Moving that same filter to WHERE eliminates rows where the right-side columns are NULL, effectively turning the outer join into an inner join.
After a one-to-many LEFT JOIN, COUNT(*) counts expanded result rows, not distinct entities — a user with two orders contributes two to the total.
COUNT(DISTINCT left_table.id) recovers the true entity count; COUNT(right_table.id) counts only matched detail rows, correctly returning zero for unmatched left-table rows.
EXISTS answers presence questions without row multiplication and without pulling detail columns into the result.
Three-table LEFT JOINs inherit their starting point from the first table; orphan rows in later tables won't appear unless the join chain reaches them.
Conclusions

Most JOIN bugs are invisible in code review because the SQL parses correctly and returns non-empty results — the error is in what's missing or double-counted.

The ON-vs-WHERE distinction is the single most common outer-join mistake in production, and it's rarely caught by ORM abstractions that obscure where the condition actually lands.

FULL JOIN is underused in MySQL-centric teams because MySQL didn't support it until recent versions, yet it's the most direct way to surface orphan data on both sides of a relationship.

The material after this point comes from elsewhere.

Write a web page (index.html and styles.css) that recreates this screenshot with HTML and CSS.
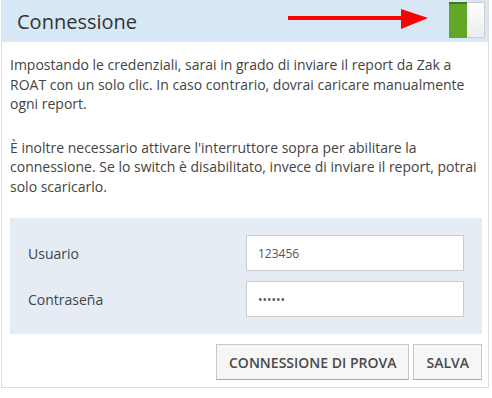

COUNT(*) after a join is a loaded footgun: it counts rows, not entities, and the difference only becomes visible when the data contains one-to-many relationships or unmatched rows.

Deliberately seeding test data with orphan rows — users without orders, orders without users — exposes JOIN behavior that clean demo data hides, and should be standard practice before writing any reporting query.

Concepts & terms
INNER JOIN
Returns only rows where the join condition matches on both tables. Rows from either table that lack a counterpart are excluded from the result set.
LEFT JOIN (LEFT OUTER JOIN)
Returns all rows from the left table, plus matching rows from the right table. Where no match exists, right-table columns are filled with NULL.
RIGHT JOIN (RIGHT OUTER JOIN)
Returns all rows from the right table, plus matching rows from the left table. Where no match exists, left-table columns are filled with NULL. Functionally equivalent to swapping table order in a LEFT JOIN.
FULL JOIN (FULL OUTER JOIN)
Returns all rows from both tables. Matching rows are combined; unmatched rows from either side appear with NULLs in the other table's columns. Useful for finding orphan records on both sides simultaneously.
ON vs. WHERE in outer joins
Conditions in ON filter which rows participate in the join but preserve unmatched outer-table rows. Conditions in WHERE filter the final joined result and eliminate rows where outer-table columns are NULL, effectively converting an outer join to an inner join.
COUNT(*) after JOIN
Counts the number of rows in the joined result set, not the number of distinct entities. A one-to-many join expands rows, so COUNT(*) overcounts the entity on the 'one' side. Use COUNT(DISTINCT id) for entity counts.
EXISTS
A SQL predicate that returns true if a subquery returns any rows. Used for presence checks without pulling detail columns or multiplying rows, avoiding the need for JOIN followed by DISTINCT.